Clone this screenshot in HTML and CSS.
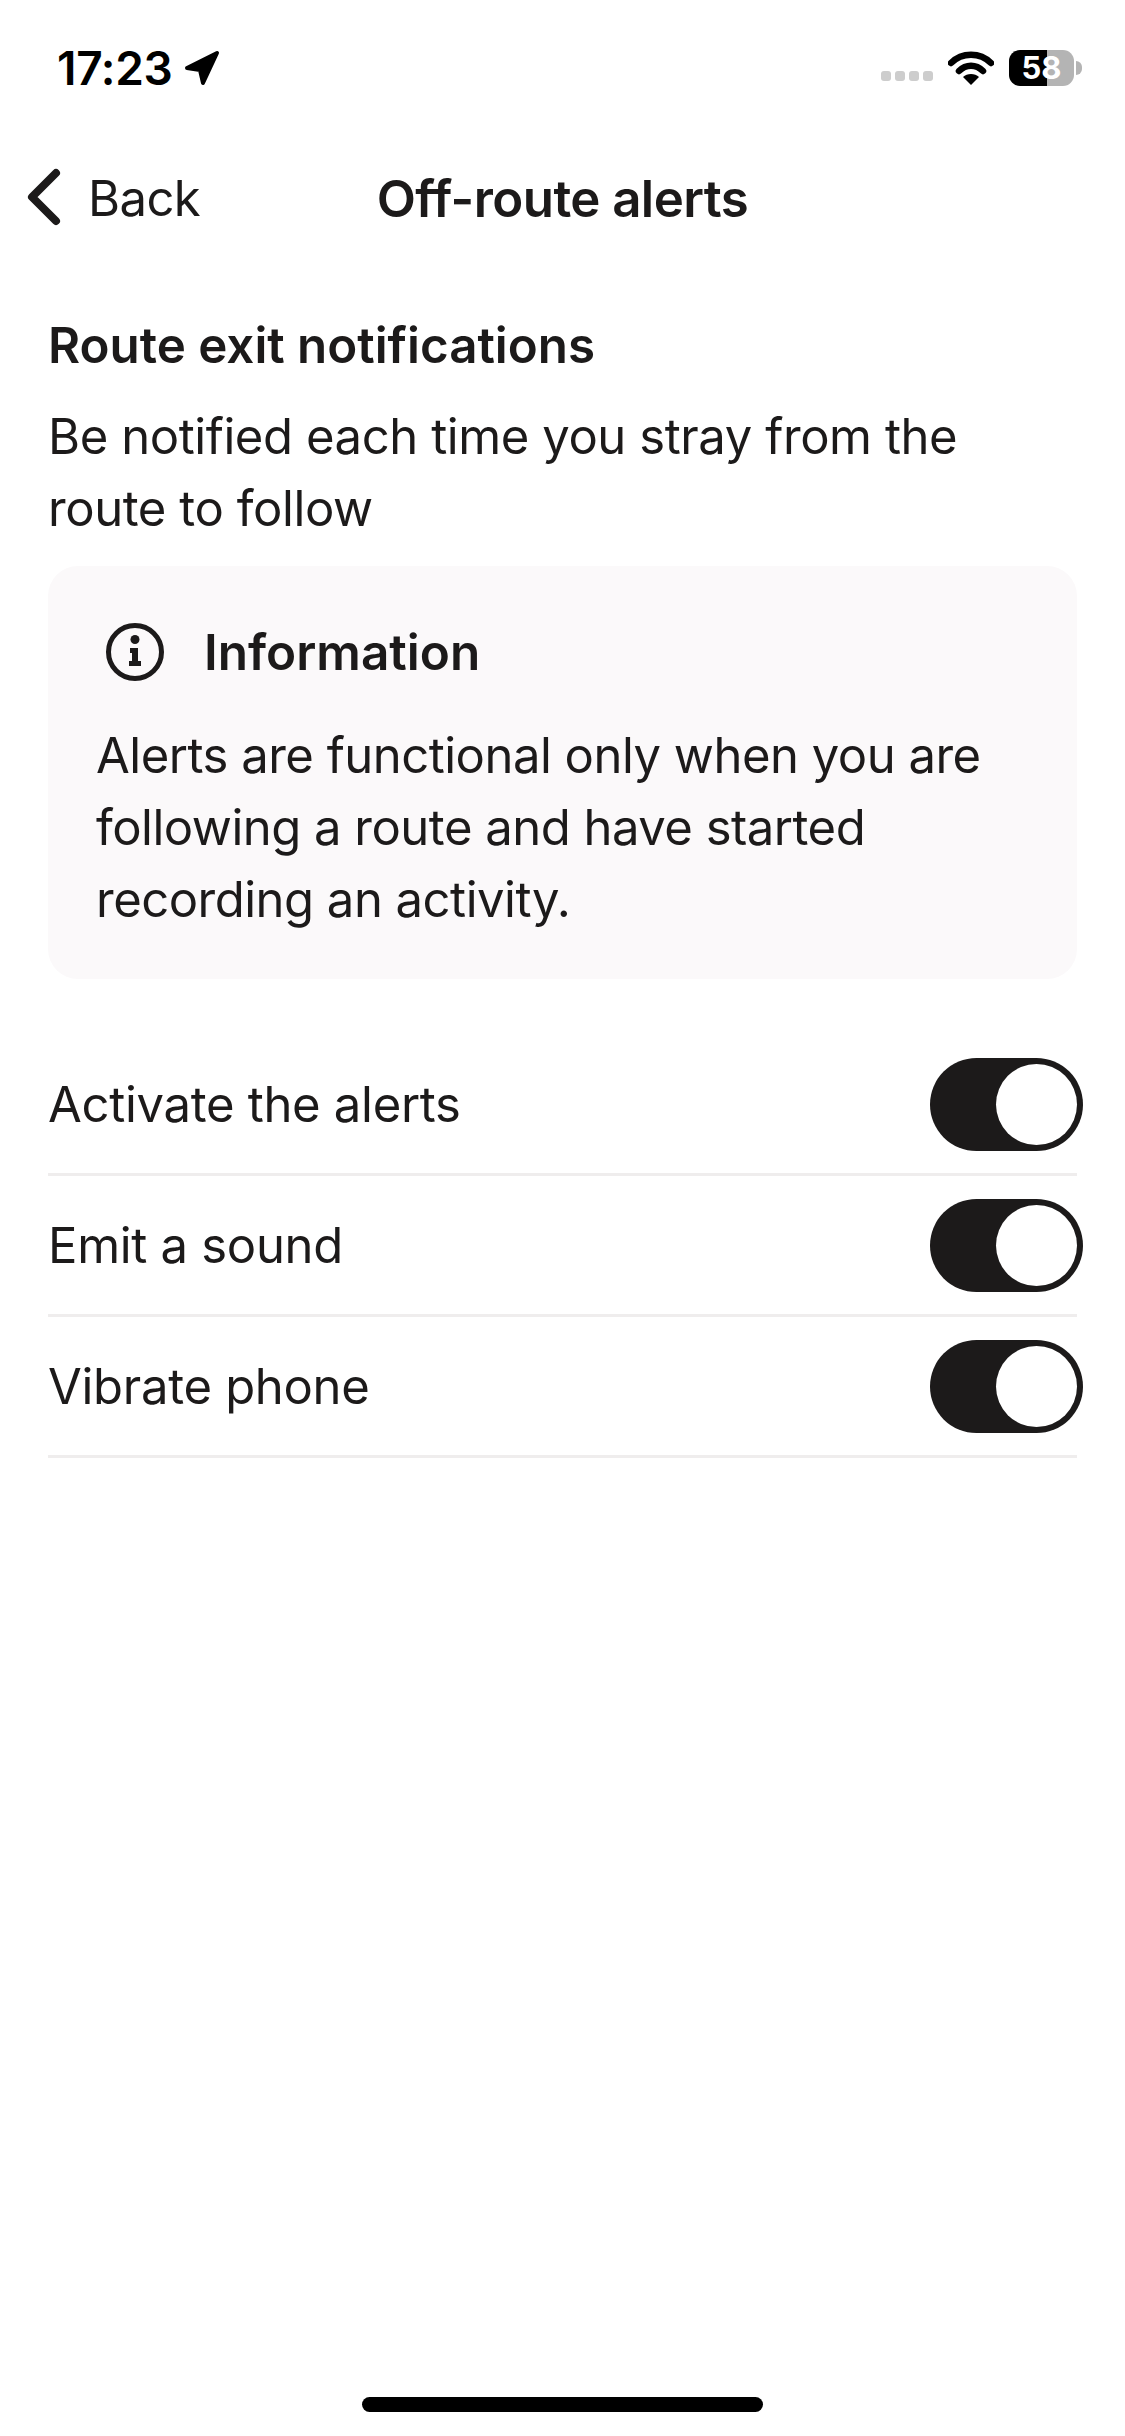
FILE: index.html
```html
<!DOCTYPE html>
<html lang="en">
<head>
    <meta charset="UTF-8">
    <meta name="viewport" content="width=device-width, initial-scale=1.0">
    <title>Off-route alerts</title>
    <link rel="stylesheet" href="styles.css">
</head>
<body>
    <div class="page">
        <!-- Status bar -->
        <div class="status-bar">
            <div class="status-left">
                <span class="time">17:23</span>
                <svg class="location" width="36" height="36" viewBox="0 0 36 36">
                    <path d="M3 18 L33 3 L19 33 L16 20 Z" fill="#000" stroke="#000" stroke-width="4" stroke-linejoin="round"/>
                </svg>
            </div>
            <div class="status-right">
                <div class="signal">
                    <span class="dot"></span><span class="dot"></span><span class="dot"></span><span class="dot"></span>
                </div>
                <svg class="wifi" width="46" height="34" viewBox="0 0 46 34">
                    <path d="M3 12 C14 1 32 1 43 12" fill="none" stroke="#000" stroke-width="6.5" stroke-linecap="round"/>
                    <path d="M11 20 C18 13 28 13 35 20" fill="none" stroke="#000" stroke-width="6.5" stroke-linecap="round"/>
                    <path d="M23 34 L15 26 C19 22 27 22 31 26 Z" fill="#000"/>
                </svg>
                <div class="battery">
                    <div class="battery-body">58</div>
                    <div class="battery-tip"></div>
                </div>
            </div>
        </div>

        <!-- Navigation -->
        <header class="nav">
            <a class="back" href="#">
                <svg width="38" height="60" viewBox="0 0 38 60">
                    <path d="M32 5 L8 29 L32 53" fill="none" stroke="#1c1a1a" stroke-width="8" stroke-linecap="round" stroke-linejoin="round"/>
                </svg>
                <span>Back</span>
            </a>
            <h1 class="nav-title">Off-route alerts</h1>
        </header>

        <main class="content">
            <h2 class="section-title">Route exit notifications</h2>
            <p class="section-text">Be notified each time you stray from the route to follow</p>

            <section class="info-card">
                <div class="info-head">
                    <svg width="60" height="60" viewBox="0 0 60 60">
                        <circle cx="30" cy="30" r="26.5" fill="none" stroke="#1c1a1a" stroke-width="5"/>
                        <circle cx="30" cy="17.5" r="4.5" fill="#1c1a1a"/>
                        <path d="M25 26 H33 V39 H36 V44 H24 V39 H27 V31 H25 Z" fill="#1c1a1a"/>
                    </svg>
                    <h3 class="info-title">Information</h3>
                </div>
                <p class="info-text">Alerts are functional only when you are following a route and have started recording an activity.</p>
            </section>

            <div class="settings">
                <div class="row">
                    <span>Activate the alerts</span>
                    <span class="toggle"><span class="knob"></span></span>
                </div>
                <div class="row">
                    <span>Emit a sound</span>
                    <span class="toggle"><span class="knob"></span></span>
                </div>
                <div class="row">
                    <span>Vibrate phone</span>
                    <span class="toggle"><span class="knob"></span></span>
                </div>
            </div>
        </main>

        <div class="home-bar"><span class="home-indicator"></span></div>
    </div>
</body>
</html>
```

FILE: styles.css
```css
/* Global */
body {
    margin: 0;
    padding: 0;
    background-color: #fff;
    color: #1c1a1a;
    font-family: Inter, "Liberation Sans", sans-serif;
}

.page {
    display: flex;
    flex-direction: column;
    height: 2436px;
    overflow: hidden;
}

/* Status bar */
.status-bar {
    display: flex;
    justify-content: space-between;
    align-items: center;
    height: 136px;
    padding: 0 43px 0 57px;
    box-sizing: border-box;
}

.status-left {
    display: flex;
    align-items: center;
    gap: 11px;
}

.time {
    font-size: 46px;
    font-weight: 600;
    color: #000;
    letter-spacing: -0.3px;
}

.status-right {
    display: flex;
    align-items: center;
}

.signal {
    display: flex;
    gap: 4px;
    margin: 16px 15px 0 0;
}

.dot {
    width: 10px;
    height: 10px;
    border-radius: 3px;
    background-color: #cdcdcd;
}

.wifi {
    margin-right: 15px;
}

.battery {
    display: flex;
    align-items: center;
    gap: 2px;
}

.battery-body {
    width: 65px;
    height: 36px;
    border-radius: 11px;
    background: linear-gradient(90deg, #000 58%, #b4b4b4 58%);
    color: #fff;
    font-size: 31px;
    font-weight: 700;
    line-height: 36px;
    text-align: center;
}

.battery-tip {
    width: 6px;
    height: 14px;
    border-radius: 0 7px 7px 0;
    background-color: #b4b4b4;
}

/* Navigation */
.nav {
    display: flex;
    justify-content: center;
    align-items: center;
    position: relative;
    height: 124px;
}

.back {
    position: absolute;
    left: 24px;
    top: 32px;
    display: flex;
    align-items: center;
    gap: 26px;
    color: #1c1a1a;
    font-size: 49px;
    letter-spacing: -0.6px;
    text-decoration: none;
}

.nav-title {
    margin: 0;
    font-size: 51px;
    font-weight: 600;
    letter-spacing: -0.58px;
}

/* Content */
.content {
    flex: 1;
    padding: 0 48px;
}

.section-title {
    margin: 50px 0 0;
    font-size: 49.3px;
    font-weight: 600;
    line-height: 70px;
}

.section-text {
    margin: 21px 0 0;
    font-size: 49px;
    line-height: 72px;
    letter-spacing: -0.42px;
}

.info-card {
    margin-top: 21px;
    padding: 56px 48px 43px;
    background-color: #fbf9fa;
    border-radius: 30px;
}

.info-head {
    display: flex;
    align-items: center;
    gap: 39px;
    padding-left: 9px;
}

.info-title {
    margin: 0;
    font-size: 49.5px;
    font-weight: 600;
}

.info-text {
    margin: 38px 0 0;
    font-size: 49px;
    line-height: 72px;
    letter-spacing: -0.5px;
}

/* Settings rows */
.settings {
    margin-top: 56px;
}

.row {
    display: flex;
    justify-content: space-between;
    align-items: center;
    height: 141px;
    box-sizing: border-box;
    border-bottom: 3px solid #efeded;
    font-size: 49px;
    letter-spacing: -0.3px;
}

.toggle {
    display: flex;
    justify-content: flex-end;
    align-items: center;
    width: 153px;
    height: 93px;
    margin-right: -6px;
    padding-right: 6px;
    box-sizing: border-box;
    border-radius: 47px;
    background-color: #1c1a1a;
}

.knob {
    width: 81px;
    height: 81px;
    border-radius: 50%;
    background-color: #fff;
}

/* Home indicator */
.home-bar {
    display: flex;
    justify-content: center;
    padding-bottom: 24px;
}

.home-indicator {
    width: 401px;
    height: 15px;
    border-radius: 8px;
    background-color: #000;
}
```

----

▸ PROBLEM REQUIREMENTS
Reproduce the material above in full, exactly, with no images.

▸ RESULT
Clone this screenshot in HTML and CSS.
FILE: index.html
```html
<!DOCTYPE html>
<html lang="en">
<head>
    <meta charset="UTF-8">
    <meta name="viewport" content="width=device-width, initial-scale=1.0">
    <title>Off-route alerts</title>
    <link rel="stylesheet" href="styles.css">
</head>
<body>
    <div class="page">
        <!-- Status bar -->
        <div class="status-bar">
            <div class="status-left">
                <span class="time">17:23</span>
                <svg class="location" width="36" height="36" viewBox="0 0 36 36">
                    <path d="M3 18 L33 3 L19 33 L16 20 Z" fill="#000" stroke="#000" stroke-width="4" stroke-linejoin="round"/>
                </svg>
            </div>
            <div class="status-right">
                <div class="signal">
                    <span class="dot"></span><span class="dot"></span><span class="dot"></span><span class="dot"></span>
                </div>
                <svg class="wifi" width="46" height="34" viewBox="0 0 46 34">
                    <path d="M3 12 C14 1 32 1 43 12" fill="none" stroke="#000" stroke-width="6.5" stroke-linecap="round"/>
                    <path d="M11 20 C18 13 28 13 35 20" fill="none" stroke="#000" stroke-width="6.5" stroke-linecap="round"/>
                    <path d="M23 34 L15 26 C19 22 27 22 31 26 Z" fill="#000"/>
                </svg>
                <div class="battery">
                    <div class="battery-body">58</div>
                    <div class="battery-tip"></div>
                </div>
            </div>
        </div>

        <!-- Navigation -->
        <header class="nav">
            <a class="back" href="#">
                <svg width="38" height="60" viewBox="0 0 38 60">
                    <path d="M32 5 L8 29 L32 53" fill="none" stroke="#1c1a1a" stroke-width="8" stroke-linecap="round" stroke-linejoin="round"/>
                </svg>
                <span>Back</span>
            </a>
            <h1 class="nav-title">Off-route alerts</h1>
        </header>

        <main class="content">
            <h2 class="section-title">Route exit notifications</h2>
            <p class="section-text">Be notified each time you stray from the route to follow</p>

            <section class="info-card">
                <div class="info-head">
                    <svg width="60" height="60" viewBox="0 0 60 60">
                        <circle cx="30" cy="30" r="26.5" fill="none" stroke="#1c1a1a" stroke-width="5"/>
                        <circle cx="30" cy="17.5" r="4.5" fill="#1c1a1a"/>
                        <path d="M25 26 H33 V39 H36 V44 H24 V39 H27 V31 H25 Z" fill="#1c1a1a"/>
                    </svg>
                    <h3 class="info-title">Information</h3>
                </div>
                <p class="info-text">Alerts are functional only when you are following a route and have started recording an activity.</p>
            </section>

            <div class="settings">
                <div class="row">
                    <span>Activate the alerts</span>
                    <span class="toggle"><span class="knob"></span></span>
                </div>
                <div class="row">
                    <span>Emit a sound</span>
                    <span class="toggle"><span class="knob"></span></span>
                </div>
                <div class="row">
                    <span>Vibrate phone</span>
                    <span class="toggle"><span class="knob"></span></span>
                </div>
            </div>
        </main>

        <div class="home-bar"><span class="home-indicator"></span></div>
    </div>
</body>
</html>
```

FILE: styles.css
```css
/* Global */
body {
    margin: 0;
    padding: 0;
    background-color: #fff;
    color: #1c1a1a;
    font-family: Inter, "Liberation Sans", sans-serif;
}

.page {
    display: flex;
    flex-direction: column;
    height: 2436px;
    overflow: hidden;
}

/* Status bar */
.status-bar {
    display: flex;
    justify-content: space-between;
    align-items: center;
    height: 136px;
    padding: 0 43px 0 57px;
    box-sizing: border-box;
}

.status-left {
    display: flex;
    align-items: center;
    gap: 11px;
}

.time {
    font-size: 46px;
    font-weight: 600;
    color: #000;
    letter-spacing: -0.3px;
}

.status-right {
    display: flex;
    align-items: center;
}

.signal {
    display: flex;
    gap: 4px;
    margin: 16px 15px 0 0;
}

.dot {
    width: 10px;
    height: 10px;
    border-radius: 3px;
    background-color: #cdcdcd;
}

.wifi {
    margin-right: 15px;
}

.battery {
    display: flex;
    align-items: center;
    gap: 2px;
}

.battery-body {
    width: 65px;
    height: 36px;
    border-radius: 11px;
    background: linear-gradient(90deg, #000 58%, #b4b4b4 58%);
    color: #fff;
    font-size: 31px;
    font-weight: 700;
    line-height: 36px;
    text-align: center;
}

.battery-tip {
    width: 6px;
    height: 14px;
    border-radius: 0 7px 7px 0;
    background-color: #b4b4b4;
}

/* Navigation */
.nav {
    display: flex;
    justify-content: center;
    align-items: center;
    position: relative;
    height: 124px;
}

.back {
    position: absolute;
    left: 24px;
    top: 32px;
    display: flex;
    align-items: center;
    gap: 26px;
    color: #1c1a1a;
    font-size: 49px;
    letter-spacing: -0.6px;
    text-decoration: none;
}

.nav-title {
    margin: 0;
    font-size: 51px;
    font-weight: 600;
    letter-spacing: -0.58px;
}

/* Content */
.content {
    flex: 1;
    padding: 0 48px;
}

.section-title {
    margin: 50px 0 0;
    font-size: 49.3px;
    font-weight: 600;
    line-height: 70px;
}

.section-text {
    margin: 21px 0 0;
    font-size: 49px;
    line-height: 72px;
    letter-spacing: -0.42px;
}

.info-card {
    margin-top: 21px;
    padding: 56px 48px 43px;
    background-color: #fbf9fa;
    border-radius: 30px;
}

.info-head {
    display: flex;
    align-items: center;
    gap: 39px;
    padding-left: 9px;
}

.info-title {
    margin: 0;
    font-size: 49.5px;
    font-weight: 600;
}

.info-text {
    margin: 38px 0 0;
    font-size: 49px;
    line-height: 72px;
    letter-spacing: -0.5px;
}

/* Settings rows */
.settings {
    margin-top: 56px;
}

.row {
    display: flex;
    justify-content: space-between;
    align-items: center;
    height: 141px;
    box-sizing: border-box;
    border-bottom: 3px solid #efeded;
    font-size: 49px;
    letter-spacing: -0.3px;
}

.toggle {
    display: flex;
    justify-content: flex-end;
    align-items: center;
    width: 153px;
    height: 93px;
    margin-right: -6px;
    padding-right: 6px;
    box-sizing: border-box;
    border-radius: 47px;
    background-color: #1c1a1a;
}

.knob {
    width: 81px;
    height: 81px;
    border-radius: 50%;
    background-color: #fff;
}

/* Home indicator */
.home-bar {
    display: flex;
    justify-content: center;
    padding-bottom: 24px;
}

.home-indicator {
    width: 401px;
    height: 15px;
    border-radius: 8px;
    background-color: #000;
}
```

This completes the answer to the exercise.